BRIEF: Exactly reproduce the lines of the listing below from the one containing "What React, TypeScript" through the one containing "export default App;". Skip the images.

RECORDS SHOWN:
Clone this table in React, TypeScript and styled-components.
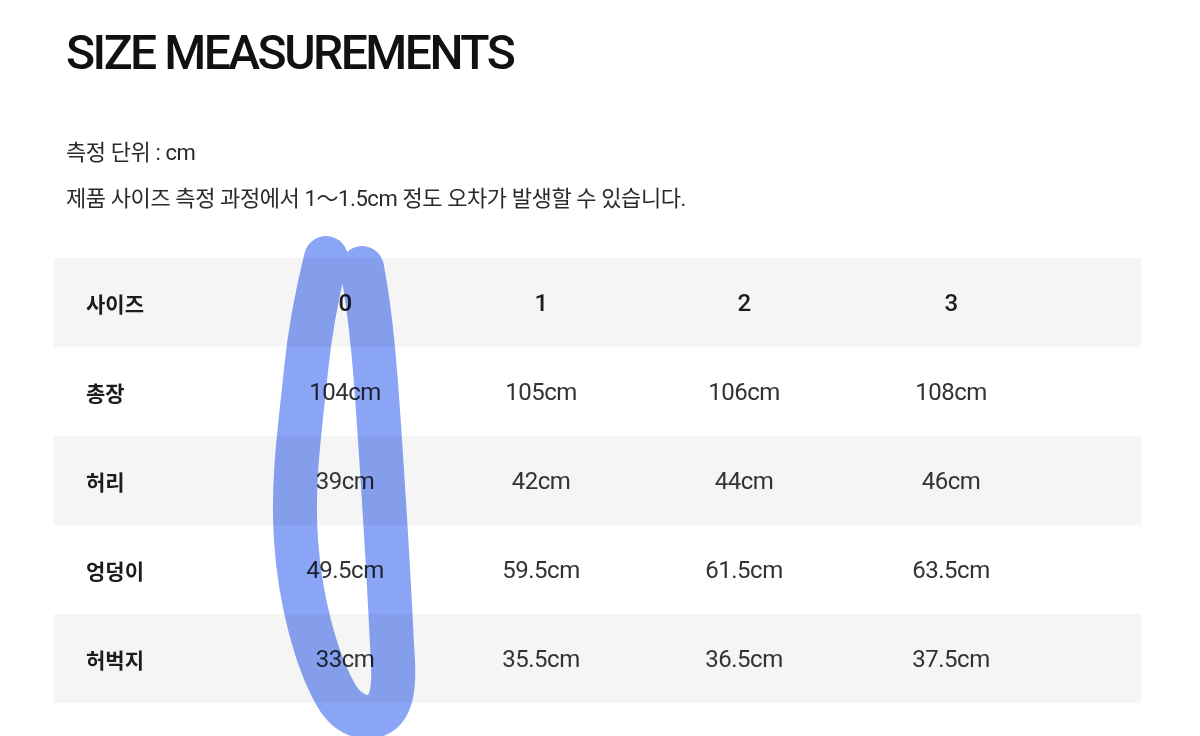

...

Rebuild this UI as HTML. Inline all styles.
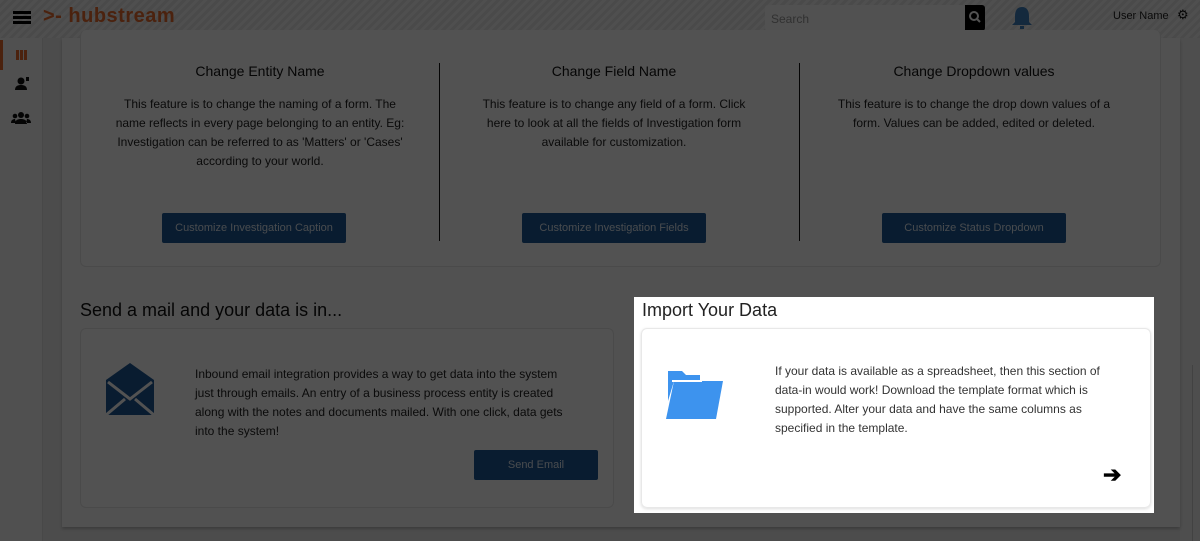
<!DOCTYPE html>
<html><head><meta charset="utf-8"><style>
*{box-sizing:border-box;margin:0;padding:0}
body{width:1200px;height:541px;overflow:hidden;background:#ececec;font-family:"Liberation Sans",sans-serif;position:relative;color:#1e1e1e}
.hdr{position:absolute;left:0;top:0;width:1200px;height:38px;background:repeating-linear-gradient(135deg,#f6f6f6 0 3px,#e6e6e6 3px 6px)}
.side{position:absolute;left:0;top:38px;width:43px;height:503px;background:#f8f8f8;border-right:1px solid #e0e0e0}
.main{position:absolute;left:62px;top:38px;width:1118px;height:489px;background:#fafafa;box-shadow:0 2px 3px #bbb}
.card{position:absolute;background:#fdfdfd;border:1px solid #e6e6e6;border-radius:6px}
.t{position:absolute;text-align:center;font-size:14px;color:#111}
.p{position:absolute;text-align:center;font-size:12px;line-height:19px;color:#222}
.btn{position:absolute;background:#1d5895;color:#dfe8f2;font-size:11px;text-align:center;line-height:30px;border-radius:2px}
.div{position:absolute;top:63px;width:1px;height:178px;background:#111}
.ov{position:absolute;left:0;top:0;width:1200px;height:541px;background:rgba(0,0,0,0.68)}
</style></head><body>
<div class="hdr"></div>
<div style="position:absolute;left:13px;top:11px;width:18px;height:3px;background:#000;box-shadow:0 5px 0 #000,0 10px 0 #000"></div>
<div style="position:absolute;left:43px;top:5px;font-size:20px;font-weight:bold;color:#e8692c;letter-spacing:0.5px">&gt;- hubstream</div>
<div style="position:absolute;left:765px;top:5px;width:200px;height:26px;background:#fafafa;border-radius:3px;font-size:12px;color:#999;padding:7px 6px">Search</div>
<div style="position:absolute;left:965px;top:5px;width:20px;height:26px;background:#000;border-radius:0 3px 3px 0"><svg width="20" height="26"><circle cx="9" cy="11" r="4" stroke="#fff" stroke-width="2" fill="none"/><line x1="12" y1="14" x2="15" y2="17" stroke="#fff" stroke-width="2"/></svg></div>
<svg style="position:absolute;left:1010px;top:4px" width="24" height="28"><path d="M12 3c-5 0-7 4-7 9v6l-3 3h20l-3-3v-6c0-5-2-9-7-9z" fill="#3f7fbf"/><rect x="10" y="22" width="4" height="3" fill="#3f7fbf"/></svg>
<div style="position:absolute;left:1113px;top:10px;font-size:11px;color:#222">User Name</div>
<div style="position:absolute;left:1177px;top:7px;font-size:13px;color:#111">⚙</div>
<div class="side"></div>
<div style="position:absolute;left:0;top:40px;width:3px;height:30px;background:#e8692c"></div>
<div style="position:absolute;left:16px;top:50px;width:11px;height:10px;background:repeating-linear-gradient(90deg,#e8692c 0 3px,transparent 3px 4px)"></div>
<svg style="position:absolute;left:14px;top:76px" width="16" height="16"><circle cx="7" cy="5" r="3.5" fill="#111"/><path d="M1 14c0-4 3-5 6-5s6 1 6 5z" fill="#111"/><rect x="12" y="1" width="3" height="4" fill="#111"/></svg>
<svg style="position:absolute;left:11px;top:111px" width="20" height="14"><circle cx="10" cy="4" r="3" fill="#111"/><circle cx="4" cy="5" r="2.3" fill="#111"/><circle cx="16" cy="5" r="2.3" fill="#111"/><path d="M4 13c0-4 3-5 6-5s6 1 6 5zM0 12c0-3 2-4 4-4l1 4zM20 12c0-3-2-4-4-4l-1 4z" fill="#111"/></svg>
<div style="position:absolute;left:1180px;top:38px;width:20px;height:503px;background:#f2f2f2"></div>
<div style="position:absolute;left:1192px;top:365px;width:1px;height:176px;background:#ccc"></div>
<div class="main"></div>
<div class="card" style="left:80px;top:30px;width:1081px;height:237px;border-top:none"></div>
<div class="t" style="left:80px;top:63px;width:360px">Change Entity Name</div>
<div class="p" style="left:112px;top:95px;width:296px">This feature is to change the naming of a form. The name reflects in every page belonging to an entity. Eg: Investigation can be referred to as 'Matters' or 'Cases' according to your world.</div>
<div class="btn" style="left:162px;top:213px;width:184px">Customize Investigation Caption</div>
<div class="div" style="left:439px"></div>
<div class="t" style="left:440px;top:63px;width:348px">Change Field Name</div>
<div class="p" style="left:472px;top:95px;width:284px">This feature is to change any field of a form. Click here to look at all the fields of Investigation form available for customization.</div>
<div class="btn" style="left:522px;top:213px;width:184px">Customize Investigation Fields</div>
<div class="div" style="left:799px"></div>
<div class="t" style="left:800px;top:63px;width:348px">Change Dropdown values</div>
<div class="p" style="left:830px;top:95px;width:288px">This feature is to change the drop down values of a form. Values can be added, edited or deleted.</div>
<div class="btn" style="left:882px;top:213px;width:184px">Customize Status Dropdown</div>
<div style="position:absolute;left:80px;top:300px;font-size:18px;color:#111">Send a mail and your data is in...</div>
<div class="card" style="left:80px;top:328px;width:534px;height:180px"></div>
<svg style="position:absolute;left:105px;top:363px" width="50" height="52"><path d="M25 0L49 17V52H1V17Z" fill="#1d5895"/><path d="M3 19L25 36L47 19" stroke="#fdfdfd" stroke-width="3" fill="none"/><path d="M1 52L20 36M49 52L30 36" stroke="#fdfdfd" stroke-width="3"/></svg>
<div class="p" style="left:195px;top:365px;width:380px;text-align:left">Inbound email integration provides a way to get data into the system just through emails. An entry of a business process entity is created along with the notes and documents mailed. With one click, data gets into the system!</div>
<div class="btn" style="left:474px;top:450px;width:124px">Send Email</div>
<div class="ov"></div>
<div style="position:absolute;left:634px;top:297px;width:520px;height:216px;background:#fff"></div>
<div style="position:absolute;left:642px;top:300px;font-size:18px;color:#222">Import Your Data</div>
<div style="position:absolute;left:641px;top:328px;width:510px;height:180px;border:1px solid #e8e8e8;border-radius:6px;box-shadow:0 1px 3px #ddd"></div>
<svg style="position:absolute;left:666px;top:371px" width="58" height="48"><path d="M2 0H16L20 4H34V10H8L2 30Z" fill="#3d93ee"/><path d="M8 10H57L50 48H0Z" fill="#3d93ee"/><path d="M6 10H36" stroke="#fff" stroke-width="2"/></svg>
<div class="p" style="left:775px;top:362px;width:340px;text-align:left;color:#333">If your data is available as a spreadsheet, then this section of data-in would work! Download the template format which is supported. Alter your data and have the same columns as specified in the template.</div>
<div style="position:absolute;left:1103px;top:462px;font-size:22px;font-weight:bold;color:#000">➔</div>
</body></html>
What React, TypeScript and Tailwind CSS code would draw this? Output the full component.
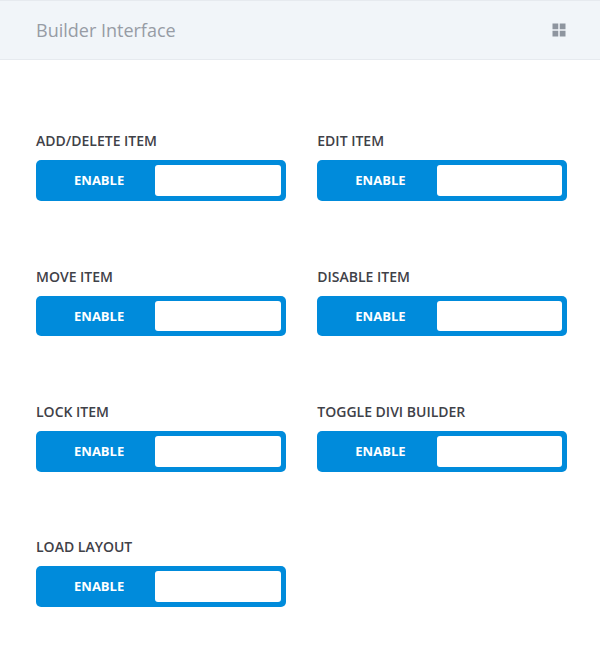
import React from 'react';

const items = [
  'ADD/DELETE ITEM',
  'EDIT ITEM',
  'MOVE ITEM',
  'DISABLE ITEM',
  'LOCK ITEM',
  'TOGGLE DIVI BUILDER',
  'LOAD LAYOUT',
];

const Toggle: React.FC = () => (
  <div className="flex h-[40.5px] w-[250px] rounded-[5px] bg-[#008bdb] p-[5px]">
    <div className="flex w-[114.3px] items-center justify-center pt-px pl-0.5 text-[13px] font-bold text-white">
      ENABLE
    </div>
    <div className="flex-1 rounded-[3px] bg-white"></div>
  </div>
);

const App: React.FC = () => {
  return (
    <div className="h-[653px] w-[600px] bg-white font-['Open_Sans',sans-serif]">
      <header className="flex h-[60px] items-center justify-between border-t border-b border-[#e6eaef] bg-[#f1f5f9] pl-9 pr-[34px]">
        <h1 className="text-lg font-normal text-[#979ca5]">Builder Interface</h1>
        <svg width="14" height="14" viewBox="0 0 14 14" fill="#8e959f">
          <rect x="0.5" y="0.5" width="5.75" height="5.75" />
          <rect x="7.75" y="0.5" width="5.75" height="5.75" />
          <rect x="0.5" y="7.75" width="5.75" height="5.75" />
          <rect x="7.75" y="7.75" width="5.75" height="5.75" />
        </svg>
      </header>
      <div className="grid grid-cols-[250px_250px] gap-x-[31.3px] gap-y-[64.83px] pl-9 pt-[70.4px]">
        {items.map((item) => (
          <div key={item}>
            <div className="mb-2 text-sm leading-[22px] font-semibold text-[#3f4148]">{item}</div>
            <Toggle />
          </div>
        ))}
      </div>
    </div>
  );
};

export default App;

---

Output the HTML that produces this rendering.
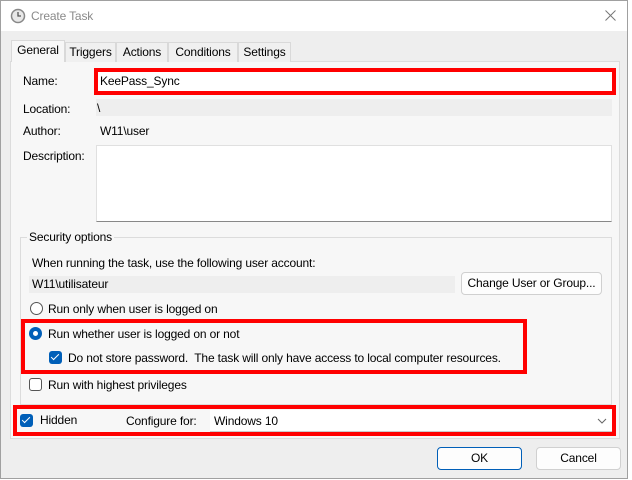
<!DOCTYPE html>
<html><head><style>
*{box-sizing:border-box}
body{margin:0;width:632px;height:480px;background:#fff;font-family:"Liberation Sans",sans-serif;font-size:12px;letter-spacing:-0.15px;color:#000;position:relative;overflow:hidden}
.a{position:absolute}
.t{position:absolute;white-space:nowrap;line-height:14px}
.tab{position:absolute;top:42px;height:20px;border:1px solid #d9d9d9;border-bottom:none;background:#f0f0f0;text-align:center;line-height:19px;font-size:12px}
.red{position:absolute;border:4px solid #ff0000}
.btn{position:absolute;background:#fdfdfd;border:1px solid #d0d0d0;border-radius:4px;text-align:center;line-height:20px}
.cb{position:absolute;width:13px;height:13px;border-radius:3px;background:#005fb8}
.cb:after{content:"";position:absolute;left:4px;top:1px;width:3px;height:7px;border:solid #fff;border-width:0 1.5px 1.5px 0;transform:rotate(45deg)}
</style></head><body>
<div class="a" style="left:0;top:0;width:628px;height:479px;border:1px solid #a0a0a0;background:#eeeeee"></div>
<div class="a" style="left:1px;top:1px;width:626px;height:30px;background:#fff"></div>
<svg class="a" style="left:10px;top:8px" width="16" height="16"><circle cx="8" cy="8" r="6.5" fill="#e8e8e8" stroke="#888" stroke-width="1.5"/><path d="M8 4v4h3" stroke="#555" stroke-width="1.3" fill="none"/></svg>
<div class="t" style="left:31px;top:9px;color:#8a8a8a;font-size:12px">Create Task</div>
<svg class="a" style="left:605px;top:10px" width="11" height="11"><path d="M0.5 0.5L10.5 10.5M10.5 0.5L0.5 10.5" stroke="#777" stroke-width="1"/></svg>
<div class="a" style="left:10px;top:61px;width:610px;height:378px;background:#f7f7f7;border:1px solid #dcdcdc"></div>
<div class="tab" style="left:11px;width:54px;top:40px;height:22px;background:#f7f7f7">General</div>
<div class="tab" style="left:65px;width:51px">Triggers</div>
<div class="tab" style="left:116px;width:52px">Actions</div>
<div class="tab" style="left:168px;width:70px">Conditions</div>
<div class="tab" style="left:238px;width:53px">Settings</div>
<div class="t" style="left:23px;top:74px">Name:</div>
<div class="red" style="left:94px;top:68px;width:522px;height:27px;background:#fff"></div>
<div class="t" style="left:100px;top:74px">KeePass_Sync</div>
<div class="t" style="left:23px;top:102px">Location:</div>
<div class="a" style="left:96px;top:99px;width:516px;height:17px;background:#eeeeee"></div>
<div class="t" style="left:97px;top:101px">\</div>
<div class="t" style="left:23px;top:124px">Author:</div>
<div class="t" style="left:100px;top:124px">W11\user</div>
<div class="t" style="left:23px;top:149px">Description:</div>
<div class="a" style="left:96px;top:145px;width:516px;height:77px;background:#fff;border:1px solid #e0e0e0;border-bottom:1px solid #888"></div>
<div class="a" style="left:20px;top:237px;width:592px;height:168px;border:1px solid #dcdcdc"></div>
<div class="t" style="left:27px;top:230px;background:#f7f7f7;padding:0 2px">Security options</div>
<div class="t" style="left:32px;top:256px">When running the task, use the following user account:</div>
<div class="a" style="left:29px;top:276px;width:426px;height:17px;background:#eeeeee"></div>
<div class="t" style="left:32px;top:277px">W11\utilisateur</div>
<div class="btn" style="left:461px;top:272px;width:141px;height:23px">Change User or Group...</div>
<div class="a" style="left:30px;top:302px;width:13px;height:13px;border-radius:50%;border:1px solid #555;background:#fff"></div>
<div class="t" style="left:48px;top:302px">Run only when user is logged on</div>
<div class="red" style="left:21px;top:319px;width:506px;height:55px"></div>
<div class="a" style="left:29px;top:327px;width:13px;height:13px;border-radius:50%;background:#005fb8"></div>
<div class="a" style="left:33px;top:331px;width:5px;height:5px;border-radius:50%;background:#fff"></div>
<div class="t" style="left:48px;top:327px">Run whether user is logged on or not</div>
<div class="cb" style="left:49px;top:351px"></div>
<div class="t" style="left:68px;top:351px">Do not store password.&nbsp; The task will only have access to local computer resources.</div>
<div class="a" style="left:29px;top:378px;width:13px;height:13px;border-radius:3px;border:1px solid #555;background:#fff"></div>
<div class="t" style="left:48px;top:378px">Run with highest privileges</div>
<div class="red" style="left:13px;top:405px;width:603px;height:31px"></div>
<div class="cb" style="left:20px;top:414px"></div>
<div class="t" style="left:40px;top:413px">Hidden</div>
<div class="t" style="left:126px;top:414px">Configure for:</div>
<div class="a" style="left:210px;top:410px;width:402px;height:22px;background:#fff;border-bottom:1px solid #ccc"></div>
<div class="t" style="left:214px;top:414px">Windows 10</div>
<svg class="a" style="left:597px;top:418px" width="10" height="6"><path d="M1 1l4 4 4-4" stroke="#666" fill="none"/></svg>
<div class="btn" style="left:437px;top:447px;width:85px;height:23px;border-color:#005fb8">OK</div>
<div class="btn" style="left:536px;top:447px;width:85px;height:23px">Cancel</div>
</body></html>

COMPLETED EXERCISE:
What React, TypeScript and Tailwind CSS code would draw this? Output the full component.
import React from 'react';

const items = [
  'ADD/DELETE ITEM',
  'EDIT ITEM',
  'MOVE ITEM',
  'DISABLE ITEM',
  'LOCK ITEM',
  'TOGGLE DIVI BUILDER',
  'LOAD LAYOUT',
];

const Toggle: React.FC = () => (
  <div className="flex h-[40.5px] w-[250px] rounded-[5px] bg-[#008bdb] p-[5px]">
    <div className="flex w-[114.3px] items-center justify-center pt-px pl-0.5 text-[13px] font-bold text-white">
      ENABLE
    </div>
    <div className="flex-1 rounded-[3px] bg-white"></div>
  </div>
);

const App: React.FC = () => {
  return (
    <div className="h-[653px] w-[600px] bg-white font-['Open_Sans',sans-serif]">
      <header className="flex h-[60px] items-center justify-between border-t border-b border-[#e6eaef] bg-[#f1f5f9] pl-9 pr-[34px]">
        <h1 className="text-lg font-normal text-[#979ca5]">Builder Interface</h1>
        <svg width="14" height="14" viewBox="0 0 14 14" fill="#8e959f">
          <rect x="0.5" y="0.5" width="5.75" height="5.75" />
          <rect x="7.75" y="0.5" width="5.75" height="5.75" />
          <rect x="0.5" y="7.75" width="5.75" height="5.75" />
          <rect x="7.75" y="7.75" width="5.75" height="5.75" />
        </svg>
      </header>
      <div className="grid grid-cols-[250px_250px] gap-x-[31.3px] gap-y-[64.83px] pl-9 pt-[70.4px]">
        {items.map((item) => (
          <div key={item}>
            <div className="mb-2 text-sm leading-[22px] font-semibold text-[#3f4148]">{item}</div>
            <Toggle />
          </div>
        ))}
      </div>
    </div>
  );
};

export default App;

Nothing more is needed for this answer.